For years, CNCC’s Craig campus has fallen second seat to Rangely’s larger campus in a smaller city. Rangely has a thriving sports scholarship program that attracts students from outside Craig. They have student housing and a vibrant student life program that will support continued growth at their campus.
Craig doesn’t have these things, but they should. If the CNCC Craig campus is to serve its “community” as a community college should, it needs to develop the infrastructure necessary to become an economic driver in Moffat County.
Some in the college’s administration have openly declared CNCC doesn’t have a role in fostering economic growth in Craig. We’re hopeful the most recent vice presidents hired will change this supposed view, but starting from scratch on economic development projects that unify the work of our local school district, Moffat County, and the city of Craig does not bode well for the future. These kinds of partnerships take years to develop into work the community can see and appreciate, so CNCC had better get started.

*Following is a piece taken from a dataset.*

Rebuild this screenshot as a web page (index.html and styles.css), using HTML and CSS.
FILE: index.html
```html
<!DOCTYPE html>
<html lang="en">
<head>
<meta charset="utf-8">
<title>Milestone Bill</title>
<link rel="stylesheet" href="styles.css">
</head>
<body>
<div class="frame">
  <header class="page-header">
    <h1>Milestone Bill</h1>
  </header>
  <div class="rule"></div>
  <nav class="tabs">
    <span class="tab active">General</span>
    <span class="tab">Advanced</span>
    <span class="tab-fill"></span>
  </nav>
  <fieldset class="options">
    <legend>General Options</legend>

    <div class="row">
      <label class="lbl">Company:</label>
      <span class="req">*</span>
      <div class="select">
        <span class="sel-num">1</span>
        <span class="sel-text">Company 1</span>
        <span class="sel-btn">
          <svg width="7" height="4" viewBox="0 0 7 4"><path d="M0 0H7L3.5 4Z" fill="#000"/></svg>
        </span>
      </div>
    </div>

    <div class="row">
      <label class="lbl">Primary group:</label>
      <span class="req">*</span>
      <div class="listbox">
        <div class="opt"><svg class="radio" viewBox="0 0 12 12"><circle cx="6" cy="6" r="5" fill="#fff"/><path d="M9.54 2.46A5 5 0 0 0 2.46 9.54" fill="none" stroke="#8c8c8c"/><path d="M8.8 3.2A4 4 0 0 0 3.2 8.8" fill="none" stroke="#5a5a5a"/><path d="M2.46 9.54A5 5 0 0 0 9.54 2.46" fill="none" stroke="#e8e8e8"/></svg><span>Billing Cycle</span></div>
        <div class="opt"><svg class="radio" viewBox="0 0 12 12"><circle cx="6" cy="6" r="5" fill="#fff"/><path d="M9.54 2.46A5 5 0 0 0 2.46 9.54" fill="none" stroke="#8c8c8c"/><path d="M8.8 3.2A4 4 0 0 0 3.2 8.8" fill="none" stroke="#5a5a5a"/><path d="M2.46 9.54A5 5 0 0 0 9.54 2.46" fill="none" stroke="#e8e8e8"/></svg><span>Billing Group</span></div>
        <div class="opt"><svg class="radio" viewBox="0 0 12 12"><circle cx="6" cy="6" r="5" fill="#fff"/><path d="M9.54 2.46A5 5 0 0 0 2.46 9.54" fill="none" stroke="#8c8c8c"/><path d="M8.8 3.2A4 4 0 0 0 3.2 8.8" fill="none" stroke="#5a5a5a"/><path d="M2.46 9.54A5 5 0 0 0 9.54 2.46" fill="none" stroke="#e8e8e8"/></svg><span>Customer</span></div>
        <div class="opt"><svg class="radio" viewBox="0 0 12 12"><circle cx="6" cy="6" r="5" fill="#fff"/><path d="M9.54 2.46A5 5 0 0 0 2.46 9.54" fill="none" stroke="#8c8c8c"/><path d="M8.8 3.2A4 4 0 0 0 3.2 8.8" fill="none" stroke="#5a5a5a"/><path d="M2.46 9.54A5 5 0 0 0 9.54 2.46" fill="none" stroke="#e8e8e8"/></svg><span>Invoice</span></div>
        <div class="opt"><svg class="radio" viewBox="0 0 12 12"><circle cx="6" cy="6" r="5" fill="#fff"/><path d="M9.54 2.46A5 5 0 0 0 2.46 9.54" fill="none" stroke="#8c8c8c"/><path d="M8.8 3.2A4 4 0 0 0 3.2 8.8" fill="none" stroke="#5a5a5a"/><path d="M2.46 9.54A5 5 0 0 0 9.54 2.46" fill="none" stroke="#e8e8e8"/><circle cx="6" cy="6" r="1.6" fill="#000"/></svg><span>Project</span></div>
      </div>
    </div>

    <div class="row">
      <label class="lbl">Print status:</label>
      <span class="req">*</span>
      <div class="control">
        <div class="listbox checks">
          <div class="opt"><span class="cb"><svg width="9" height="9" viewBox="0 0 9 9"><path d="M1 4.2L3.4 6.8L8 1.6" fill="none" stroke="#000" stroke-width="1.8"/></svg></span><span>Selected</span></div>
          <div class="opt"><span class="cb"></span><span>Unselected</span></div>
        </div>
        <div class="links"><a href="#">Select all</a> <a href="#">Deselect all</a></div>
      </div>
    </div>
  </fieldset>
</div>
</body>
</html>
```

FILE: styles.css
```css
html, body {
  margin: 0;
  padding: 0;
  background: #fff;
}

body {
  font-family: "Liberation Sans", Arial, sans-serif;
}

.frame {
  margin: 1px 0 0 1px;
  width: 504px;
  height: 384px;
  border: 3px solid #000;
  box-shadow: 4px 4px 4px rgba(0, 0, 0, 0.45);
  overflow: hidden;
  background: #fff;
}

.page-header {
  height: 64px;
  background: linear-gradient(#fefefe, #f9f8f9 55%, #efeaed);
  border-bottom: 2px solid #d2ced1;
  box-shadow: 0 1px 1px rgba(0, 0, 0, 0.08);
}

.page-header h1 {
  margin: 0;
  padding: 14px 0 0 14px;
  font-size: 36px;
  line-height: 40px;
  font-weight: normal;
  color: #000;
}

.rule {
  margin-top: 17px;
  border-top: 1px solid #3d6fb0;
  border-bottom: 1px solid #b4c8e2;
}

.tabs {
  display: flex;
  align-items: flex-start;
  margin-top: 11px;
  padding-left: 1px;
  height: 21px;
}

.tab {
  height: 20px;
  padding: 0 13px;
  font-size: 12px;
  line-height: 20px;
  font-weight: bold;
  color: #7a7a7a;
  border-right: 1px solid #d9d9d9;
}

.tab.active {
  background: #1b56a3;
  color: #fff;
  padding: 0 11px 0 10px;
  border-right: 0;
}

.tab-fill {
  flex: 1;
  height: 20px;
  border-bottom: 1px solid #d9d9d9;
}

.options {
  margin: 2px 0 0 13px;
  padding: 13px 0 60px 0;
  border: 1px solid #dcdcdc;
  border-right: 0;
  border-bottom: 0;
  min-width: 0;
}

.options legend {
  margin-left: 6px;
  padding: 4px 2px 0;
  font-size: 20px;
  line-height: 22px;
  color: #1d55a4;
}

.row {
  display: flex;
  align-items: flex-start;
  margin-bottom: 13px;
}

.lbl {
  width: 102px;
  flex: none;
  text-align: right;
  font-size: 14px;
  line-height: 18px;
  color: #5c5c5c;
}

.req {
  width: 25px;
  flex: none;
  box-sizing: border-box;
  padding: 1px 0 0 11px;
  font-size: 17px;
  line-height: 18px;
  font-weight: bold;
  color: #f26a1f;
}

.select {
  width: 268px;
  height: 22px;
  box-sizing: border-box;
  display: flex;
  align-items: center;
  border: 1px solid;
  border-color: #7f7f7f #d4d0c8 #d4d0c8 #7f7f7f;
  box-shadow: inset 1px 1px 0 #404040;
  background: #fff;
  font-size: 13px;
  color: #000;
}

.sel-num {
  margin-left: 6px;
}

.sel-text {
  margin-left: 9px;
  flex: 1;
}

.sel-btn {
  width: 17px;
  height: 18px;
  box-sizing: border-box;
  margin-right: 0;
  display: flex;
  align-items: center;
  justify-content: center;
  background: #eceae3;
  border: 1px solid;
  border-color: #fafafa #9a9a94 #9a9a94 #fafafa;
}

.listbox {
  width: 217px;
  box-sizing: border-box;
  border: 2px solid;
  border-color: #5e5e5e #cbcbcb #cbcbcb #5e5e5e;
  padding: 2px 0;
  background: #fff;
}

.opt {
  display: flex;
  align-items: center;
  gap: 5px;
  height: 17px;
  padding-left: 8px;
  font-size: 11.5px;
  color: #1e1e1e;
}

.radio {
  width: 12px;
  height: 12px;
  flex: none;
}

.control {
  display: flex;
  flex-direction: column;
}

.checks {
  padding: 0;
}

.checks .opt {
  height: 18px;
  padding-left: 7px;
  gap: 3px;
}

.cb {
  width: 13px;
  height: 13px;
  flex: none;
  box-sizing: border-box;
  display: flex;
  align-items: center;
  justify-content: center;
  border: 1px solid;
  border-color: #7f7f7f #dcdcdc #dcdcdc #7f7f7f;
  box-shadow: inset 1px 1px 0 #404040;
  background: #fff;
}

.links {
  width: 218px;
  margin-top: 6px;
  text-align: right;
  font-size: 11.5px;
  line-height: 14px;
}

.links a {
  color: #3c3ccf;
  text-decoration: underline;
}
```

The CNCC board has been trying to make things happen with the college administration, advocating for more programs and lamenting a lack financial transparency that administration personnel often blame on the state — taking crucial time away from their real mission of educating students in a way that feeds Moffat County’s and the college’s economic growth. CNCC has a taxing district here. The community is invested in its community college. Any lack of transparency, any lack of prioritizing Moffat County’s economic and social needs is an insult to this community and it shouldn’t be tolerated.
CNCC should be strengthening and expanding industry partnerships with area industries to better provide jobs and economic opportunities to residents.
Craig’s campus has huge potential for growth. Our rural setting could attract world-class athletic programs for shooting sports, agriculture, and energy production. Our students could feed existing businesses and create new ones.
But that will never happen if CNCC doesn’t invest in the Craig community through programs that are in line with community and industry needs and the amenities required to attract students from far and beyond. It is time for the college to recognize its role as an economic driver for the residents of this community— the same community whose mill levy taxes paid for CNCC’s existence in the first place.